LONG BEACH, CALIF. — If you read music publications, you might be forgiven for believing there’s been a major milestone in space commercialization. “On Saturday, March 29th, at a ‘remote High Desert location in California,’ the album was loaded onto the ‘experimental Cube Satellite’ Sat-JF14 and blasted into the great beyond onboard Interorbital Systems’ NEPTUNE Modular Rocket,” Rolling Stone reported March 31, referring to a new album by John Frusciante, a former member of the Red Hot Chili Peppers. “John Frusciante’s ‘Enclosure’ Album Is Streaming From Space,” proclaimed the headline of an article by SPIN on Monday.

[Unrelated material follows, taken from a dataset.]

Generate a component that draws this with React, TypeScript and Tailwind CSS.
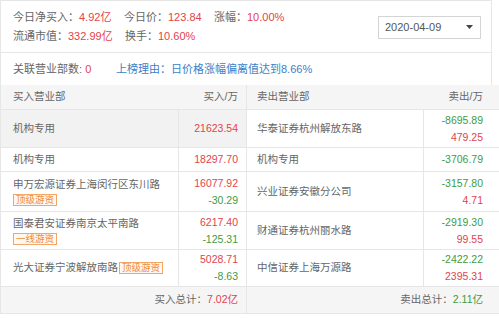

Both publications got their news from a statement by Frusciante posted on his website that said that the satellite in question was “launched into space aboard an Interorbital Systems’ NEPTUNE Modular Rocket” on March 29. It also advertised an app that claims to track the satellite. “When Sat-JF14 hovers over a users’ geographic region, ENCLOSURE will be unlocked, allowing users to listen to the album for free on any iOS or Android mobile device,” his statement claims.
So, is there really a Sat-JF14 orbiting Earth, broadcasting a rock musician’s latest album? Well, there was a launch March 29 from Mojave, Calif., by Interorbital Systems, the company announced. The company’s Common Propulsion Module Test Vehicle (CPM TV), powered by a 7,500-pound-force engine, lifted off from the Friends of Amateur Rocketry test site in the Mojave. Included in the rocket’s payloads was one for Frusciante.
The catch? Experimental Cube Satellite Sat-JF14, or whatever Frusciante’s payload was on that rocket, is not in orbit, nor was it even intended to be in orbit. “Due to a center of pressure anomaly, the rocket reached 10,000 feet, which was half of its calculated altitude,” the Interorbital statement notes. “The rocket’s health and recovery system adapted to the problem and returned the rocket and its payloads safely to the ground.” In other words, anyone listening to his album using that smartphone app while on a commercial airliner are several times higher above the ground than the “satellite” ever reached.
Setting Frusciante’s satellite claims aside, the launch was a major step forward for Interorbital, which in the last couple of years had limited its testing to static engine tests. The company is still planning to develop the NEPTUNE orbital launch system, although it didn’t indicate a schedule in its release for future tests, suborbital or orbital, for that rocket. As recently as last August, the company said it was planning to launch nearly 60 small satellites into orbit on a NEPTUNE in 2014, so it needs to keep making progress if it has any shot of achieving that goal.